Évidemment, tout s’est compliqué et tragiquement après le génocide, quand les Hutus ont fui, et que les sauveurs de Tutsis ont été « pointés » par les leurs, puis emprisonnés avec les leurs, lors des tribunaux populaires des « gaçaça ». Et puis – chaque récit y revient – il y a eu le retour au village, Tutsis, Hutus, Justes et tueurs, censés reprendre le quotidien agricole ; l’essai de résilience appliquée au terrible réel, et à sa mémoire : « la vengeance rongeait les cœurs. Le mien aussi ; ça passe. Le temps minimise les sentiments quand même… sinon on vieillirait fous ou tueurs. Les années se poussent. Elles ne poussent pas les souvenirs. Ils sautent au-devant à chaque nouvelle année pour revenir se caler bien en face de soi. La bonté, rien de plus fragile ».
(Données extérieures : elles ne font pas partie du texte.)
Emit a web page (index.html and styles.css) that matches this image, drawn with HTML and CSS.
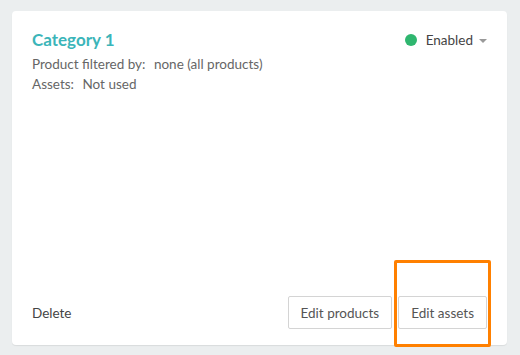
FILE: index.html
```html
<html lang="en"><head>
    <meta charset="UTF-8">
    <meta name="viewport" content="width=device-width, initial-scale=1.0">
    <title>Category</title>
    <link rel="stylesheet" href="styles.css">
</head>

<body>
    <!-- category card -->
    <div class="card">
        <div class="card-head">
            <span class="title">Category 1</span>
            <!-- status dropdown -->
            <div class="status">
                <span class="dot"></span>
                <span>Enabled</span>
                <span class="caret"></span>
            </div>
        </div>
        <div class="info">
            <span class="label">Product filtered by:</span>
            <span>none (all products)</span>
        </div>
        <div class="info">
            <span class="label">Assets:</span>
            <span>Not used</span>
        </div>
        <div class="card-foot">
            <a class="link">Delete</a>
            <div class="button-area">
                <button class="btn">Edit products</button>
                <div class="focus">
                    <button class="btn">Edit assets</button>
                    <div class="highlight"></div>
                </div>
            </div>
        </div>
    </div>
</body></html>
```

FILE: styles.css
```css
body {
    font-family: Lato, "Open Sans", sans-serif;
    margin: 0px;
    background-color: #ebeeef;
    padding: 11px 13px 10px 12px;
}

.card {
    display: flex;
    flex-direction: column;
    height: 334px;
    box-sizing: border-box;
    background-color: white;
    border-radius: 4px;
    box-shadow: 0px 1px 1px rgba(0, 0, 0, 0.08);
    padding: 18px 20px 16px 20px;
}

.card-head {
    display: flex;
    justify-content: space-between;
    align-items: center;
    margin-bottom: 4px;
}

.title {
    color: #3bb5b9;
    font-weight: bold;
    font-size: 17px;
}

.status {
    display: flex;
    align-items: center;
    color: #444;
    font-size: 13.5px;
}

.dot {
    width: 12px;
    height: 12px;
    border-radius: 50%;
    background-color: #2fb66f;
    margin-right: 9px;
}

.caret {
    width: 0px;
    height: 0px;
    border-left: 4px solid transparent;
    border-right: 4px solid transparent;
    border-top: 4px solid #999;
    margin-left: 6px;
    margin-top: 2px;
}

.info {
    color: #666;
    font-size: 13.5px;
    line-height: 20px;
}

.info .label {
    margin-right: 5px;
}

.card-foot {
    display: flex;
    justify-content: space-between;
    align-items: center;
    margin-top: auto;
}

.link {
    color: #444;
    font-size: 13.5px;
}

.button-area {
    display: flex;
    gap: 6px;
}

.btn {
    font-family: inherit;
    font-size: 13.5px;
    color: #555;
    background-color: white;
    border: 1px solid #d4d4d4;
    border-radius: 2px;
    height: 33px;
    padding: 0px 12px;
}

.focus {
    position: relative;
}

.highlight {
    position: absolute;
    left: -4px;
    right: -4px;
    top: -36px;
    bottom: -18px;
    border: 3px solid #ff8000;
    border-radius: 2px;
}
```
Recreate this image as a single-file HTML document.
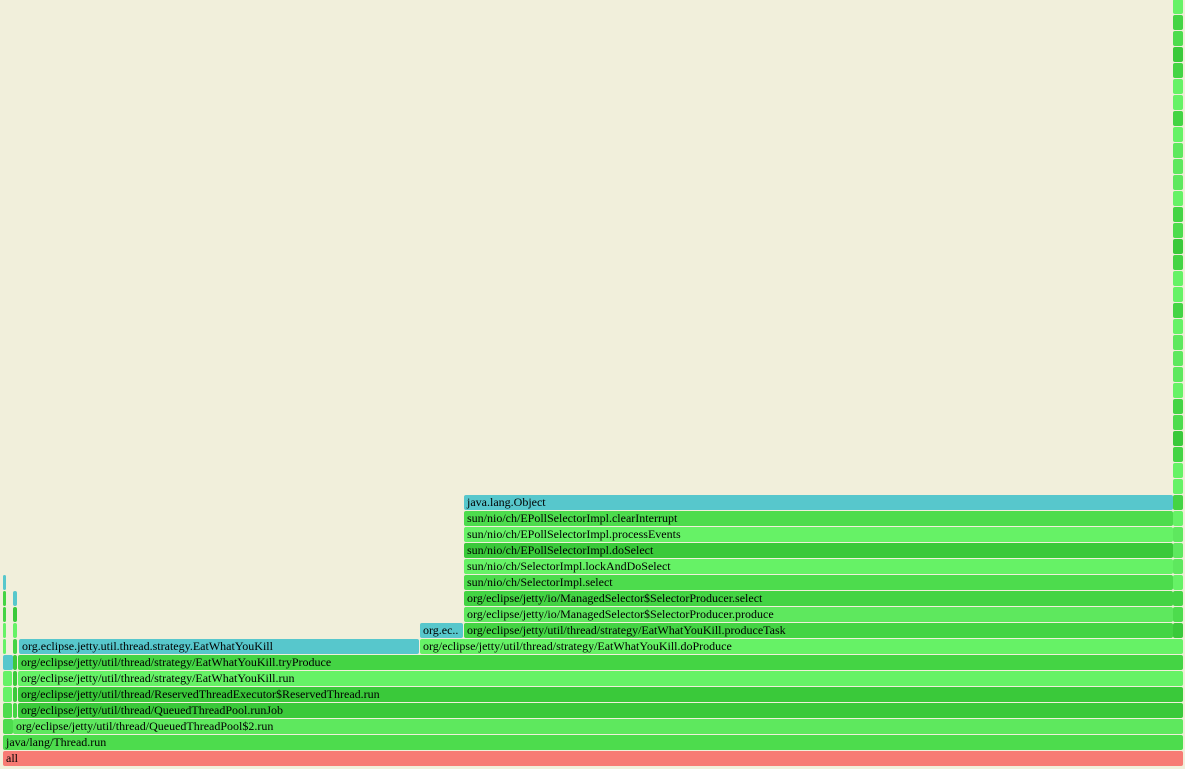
<!DOCTYPE html>
<html><head><meta charset="utf-8"><style>
body{margin:0;width:1185px;height:769px;background:#f1efdb;position:relative;overflow:hidden;font-family:"Liberation Serif",serif;font-size:12px}
.b{position:absolute;height:15px;border-radius:2px;line-height:15px;white-space:nowrap;overflow:hidden;color:#000;padding-left:3px;box-sizing:border-box}
</style></head><body>
<script>
const G=['#4ddc4d','#66f266','#3ac93a','#55e455','#44d444','#5eec5e'];
const T='#57c7cc',R='#f77b74';
function b(l,x,w,c,t){document.write(`<div class="b" style="top:${751-16*l}px;left:${x}px;width:${w}px;background:${c}">${t||''}</div>`)}
b(0,3,1180,R,'all');
b(1,3,1180,'#4ddc4d','java/lang/Thread.run');
b(2,3,10,'#4ddc4d');b(2,13,1170,'#5ee85e','org/eclipse/jetty/util/thread/QueuedThreadPool$2.run');
b(3,3,9,'#4ddc4d');b(3,13,4,'#44d444');b(3,18,1165,'#3ac93a','org/eclipse/jetty/util/thread/QueuedThreadPool.runJob');
b(4,3,9,'#66f266');b(4,13,4,'#3ac93a');b(4,18,1165,'#3ac93a','org/eclipse/jetty/util/thread/ReservedThreadExecutor$ReservedThread.run');
b(5,3,9,'#66f266');b(5,13,4,'#3ac93a');b(5,18,1165,'#66f266','org/eclipse/jetty/util/thread/strategy/EatWhatYouKill.run');
b(6,3,10,T);b(6,13,4,'#3ac93a');b(6,18,1165,'#44d444','org/eclipse/jetty/util/thread/strategy/EatWhatYouKill.tryProduce');
b(7,3,1,'#66f266');b(7,13,4,'#44d444');b(7,19,400,T,'org.eclipse.jetty.util.thread.strategy.EatWhatYouKill');b(7,420,763,'#66f266','org/eclipse/jetty/util/thread/strategy/EatWhatYouKill.doProduce');
b(8,3,1,'#66f266');b(8,13,4,'#66f266');b(8,420,43,T,'org.ec..');b(8,464,709,'#44d444','org/eclipse/jetty/util/thread/strategy/EatWhatYouKill.produceTask');
b(9,3,1,'#44d444');b(9,13,4,'#3ac93a');b(9,464,709,'#5ee85e','org/eclipse/jetty/io/ManagedSelector$SelectorProducer.produce');
b(10,3,1,'#44d444');b(10,13,4,T);b(10,464,709,'#44d444','org/eclipse/jetty/io/ManagedSelector$SelectorProducer.select');
b(11,3,1,T);b(11,464,709,'#4ddc4d','sun/nio/ch/SelectorImpl.select');
b(12,464,709,'#66f266','sun/nio/ch/SelectorImpl.lockAndDoSelect');
b(13,464,709,'#3ac93a','sun/nio/ch/EPollSelectorImpl.doSelect');
b(14,464,709,'#66f266','sun/nio/ch/EPollSelectorImpl.processEvents');
b(15,464,709,'#4ddc4d','sun/nio/ch/EPollSelectorImpl.clearInterrupt');
b(16,464,709,T,'java.lang.Object');
const rc=['#5ee85e','#44d444','#5ee85e','#4ddc4d','#44d444','#66f266','#66f266','#5ee85e','#3ac93a','#66f266','#44d444','#66f266'];
for(let l=8;l<=47;l++)b(l,1173,10,rc[(l*7)%rc.length]);
</script>
</body></html>
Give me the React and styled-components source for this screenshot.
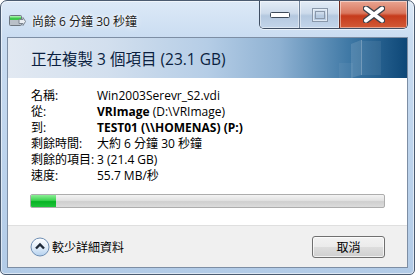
import React from 'react';
import styled, { createGlobalStyle } from 'styled-components';

const UI = '"Segoe UI", "Open Sans", "Noto Sans CJK TC", sans-serif';

const Global = createGlobalStyle`
  html, body { margin: 0; padding: 0; background: #ffffff; }
  body { font-family: ${UI}; font-size: 12px; color: #000; }
`;

const rows = [
  { label: '名稱:', value: 'Win2003Serevr_S2.vdi' },
  { label: '從:', value: 'VRImage', extra: ' (D:\\VRImage)' },
  { label: '到:', value: 'TEST01 (\\\\HOMENAS) (P:)', bold: true },
  { label: '剩餘時間:', value: '大約 6 分鐘 30 秒鐘' },
  { label: '剩餘的項目:', value: '3 (21.4 GB)' },
  { label: '速度:', value: '55.7 MB/秒' },
];

const CopyIcon = () => (
  <svg width="17" height="14" viewBox="0 0 17 14">
    <rect x="0.5" y="1.5" width="12" height="10" rx="1" fill="#b9c0c8" stroke="#6d7680" />
    <rect x="1" y="2" width="11" height="4" fill="#3cc64a" />
    <rect x="1" y="2" width="11" height="1.5" fill="#9ff0a4" />
    <path d="M10 5.5 L14 5.5 L14 3.5 L16.5 7.5 L14 11.5 L14 9.5 L10 9.5 Z" fill="#e9edf2" stroke="#7c8590" />
  </svg>
);

const CloseGlyph = () => (
  <svg width="22" height="17" viewBox="0 0 22 17">
    <path d="M3 2.5 L19 14.5 M19 2.5 L3 14.5" stroke="#3d434c" strokeWidth="6.5" strokeLinecap="round" />
    <path d="M3 2.5 L19 14.5 M19 2.5 L3 14.5" stroke="#ffffff" strokeWidth="4" strokeLinecap="round" />
  </svg>
);

const MinGlyph = () => (
  <svg width="20" height="6" viewBox="0 0 20 6">
    <rect x="0.5" y="0.5" width="19" height="5" rx="1" fill="#ffffff" stroke="#3d4a5a" />
  </svg>
);

const MaxGlyph = () => (
  <svg width="16" height="14" viewBox="0 0 16 14">
    <rect x="0.5" y="0.5" width="15" height="13" fill="none" stroke="#8a98aa" />
    <rect x="3.5" y="3.5" width="9" height="7" fill="none" stroke="#8a98aa" />
    <rect x="1.5" y="1.5" width="13" height="11" fill="none" stroke="#eef3f9" opacity="0.7" />
  </svg>
);

const GlassPanes = () => (
  <svg width="54" height="39" viewBox="0 0 54 39">
    <polygon points="14,5 24,1 24,36 14,39" fill="#ffffff" opacity="0.12" />
    <polygon points="24,1 25,1 25,36 24,36" fill="#ffffff" opacity="0.3" />
    <polygon points="25,2 44,2 44,36 25,36" fill="#ffffff" opacity="0.07" />
    <polygon points="2,24 16,24 16,39 2,39" fill="#ffffff" opacity="0.05" />
  </svg>
);

const ChevronUp = () => (
  <svg width="20" height="20" viewBox="0 0 20 20">
    <defs>
      <linearGradient id="cg" x1="0" y1="0" x2="0" y2="1">
        <stop offset="0" stopColor="#ffffff" />
        <stop offset="0.5" stopColor="#e3eef9" />
        <stop offset="1" stopColor="#b3d0ee" />
      </linearGradient>
    </defs>
    <circle cx="10" cy="10" r="9" fill="url(#cg)" stroke="#6f8fb4" />
    <path d="M6 11.5 L10 7.5 L14 11.5" fill="none" stroke="#1f2a38" strokeWidth="2.4" strokeLinejoin="miter" />
  </svg>
);

const App = () => (
  <>
    <Global />
    <Frame>
      <TitleBar>
        <TitleLeft>
          <CopyIcon />
          <TitleText>尚餘 6 分鐘 30 秒鐘</TitleText>
        </TitleLeft>
        <Caption>
          <CapButton $w={39}><MinGlyph /></CapButton>
          <CapButton $w={39}><MaxGlyph /></CapButton>
          <CapButton $w={67} $close><CloseGlyph /></CapButton>
        </Caption>
      </TitleBar>
      <Client>
        <Header>
          <Instruction>正在複製 3 個項目 (23.1 GB)</Instruction>
          <GlassPanes />
        </Header>
        <Body>
          <Details>
            {rows.map((r) => (
              <React.Fragment key={r.label}>
                <Label>{r.label}</Label>
                <Value $bold={r.bold}>
                  {r.extra ? <strong>{r.value}</strong> : r.value}
                  {r.extra}
                </Value>
              </React.Fragment>
            ))}
          </Details>
          <Progress>
            <Fill style={{ width: `${(25 / 353) * 100}%` }} />
          </Progress>
        </Body>
        <Footer>
          <More>
            <ChevronUp />
            <span>較少詳細資料</span>
          </More>
          <Button>取消</Button>
        </Footer>
      </Client>
    </Frame>
  </>
);

// styled-components
const Frame = styled.div`
  box-sizing: border-box;
  width: 415px;
  height: 275px;
  display: flex;
  flex-direction: column;
  padding: 0 6px 6px 6px;
  border: 1px solid #4b5b70;
  border-radius: 7px 7px 5px 5px;
  background: linear-gradient(to bottom, #dce9f7 0%, #c9dcf1 14%, #bcd3ec 60%, #b2cbe7 100%);
  box-shadow: inset 0 0 0 1px rgba(255, 255, 255, 0.55);
`;
const TitleBar = styled.div`
  height: 36px;
  display: flex;
  justify-content: space-between;
  align-items: flex-start;
`;
const TitleLeft = styled.div`
  display: flex;
  align-items: center;
  gap: 6px;
  padding: 11px 0 0 2px;
`;
const TitleText = styled.span`
  font-size: 12px;
  color: #1b1b1b;
  text-shadow: 0 0 6px #ffffff, 0 0 3px #ffffff;
`;
const Caption = styled.div`
  display: flex;
  height: 27px;
  border: 1px solid #3f4e63;
  border-top: none;
  border-radius: 0 0 5px 5px;
  overflow: hidden;
  box-shadow: 0 1px 0 rgba(255, 255, 255, 0.6);
`;
const CapButton = styled.div`
  width: ${(p) => p.$w}px;
  display: flex;
  align-items: center;
  justify-content: center;
  border-left: 1px solid ${(p) => (p.$close ? '#6e2a1e' : '#6f8198')};
  &:first-child { border-left: none; }
  background: ${(p) =>
    p.$close
      ? 'linear-gradient(to bottom, #e9a592 0%, #d9775e 45%, #c63b1c 55%, #d25a36 100%)'
      : 'linear-gradient(to bottom, #e3ecf6 0%, #cddbeb 45%, #b4c8df 55%, #c3d5ea 100%)'};
  box-shadow: inset 0 0 0 1px rgba(255, 255, 255, 0.45);
`;
const Client = styled.div`
  flex: 1;
  display: flex;
  flex-direction: column;
  border: 1px solid #7d8ea4;
  background: #ffffff;
`;
const Header = styled.div`
  height: 40px;
  display: flex;
  justify-content: space-between;
  align-items: flex-end;
  padding: 0 16px 0 23px;
  background: linear-gradient(to right, #e2e9f2 0%, #d2dfee 25%, #b5cde6 50%, #8eb1d2 68%, #3d77a4 86%, #0d4777 100%);
`;
const Instruction = styled.div`
  align-self: center;
  font-size: 15.5px;
  color: #0b1f3f;
`;
const Body = styled.div`
  flex: 1;
  padding: 10px 22px 0 22px;
`;
const Details = styled.div`
  display: grid;
  grid-template-columns: 66px 1fr;
  line-height: 16px;
  padding-left: 1px;
`;
const Label = styled.div`
  white-space: nowrap;
`;
const Value = styled.div`
  white-space: nowrap;
  font-weight: ${(p) => (p.$bold ? 700 : 400)};
`;
const Progress = styled.div`
  box-sizing: border-box;
  height: 14px;
  margin-top: 10px;
  border: 1px solid #adadad;
  border-radius: 2px;
  overflow: hidden;
  background: linear-gradient(to bottom, #f3f3f3 0%, #e2e2e2 45%, #cfcfcf 55%, #dcdcdc 100%);
`;
const Fill = styled.div`
  height: 100%;
  background: linear-gradient(to bottom, #8cef96 0%, #3bd24f 45%, #07b324 55%, #1fc33a 100%);
`;
const Footer = styled.div`
  height: 41px;
  display: flex;
  align-items: center;
  justify-content: space-between;
  padding: 0 22px;
  background: #f0f0f0;
  border-top: 1px solid #dfdfdf;
`;
const More = styled.div`
  display: flex;
  align-items: center;
  gap: 2px;
  font-size: 12px;
`;
const Button = styled.div`
  box-sizing: border-box;
  width: 73px;
  height: 22px;
  display: flex;
  align-items: center;
  justify-content: center;
  border: 1px solid #707070;
  border-radius: 3px;
  font-size: 12px;
  background: linear-gradient(to bottom, #f2f2f2 0%, #ebebeb 50%, #dddddd 51%, #cfcfcf 100%);
  box-shadow: inset 0 0 0 1px rgba(255, 255, 255, 0.7);
`;

export default App;
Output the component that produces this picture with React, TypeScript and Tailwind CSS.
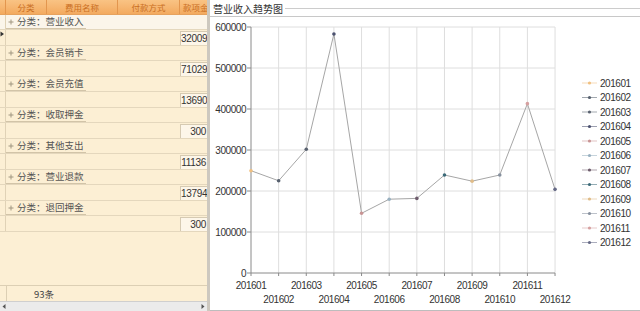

Mais – fondamentale philosophie des gens du pays des Collines – on croise ces mots de l’unique rescapée du « trou » de la cour d’Eustache, juste s’il en fût : « j’ai croisé Gasenco, qui m’a poussée… il m’a demandé pardon… qu’il dure, qu’il se promène dans la rue, je ne m’en préoccupe pas. A quoi bon se gâcher avec ces personnes… de toute façon aucun pardon n’est possible ». Et c’est la dernière phrase du livre. Parfaite ponctuation de ce nouvel apport de Jean Hatzfeld à la connaissance du génocide Rwandais, son sens, sa résonance en chacun, d’autant plus dans le contexte actuel du rapport des historiens français, éclairant au passage la responsabilité de notre diplomatie dans ces terribles heures vieilles à présent de 25 ans. Magistral.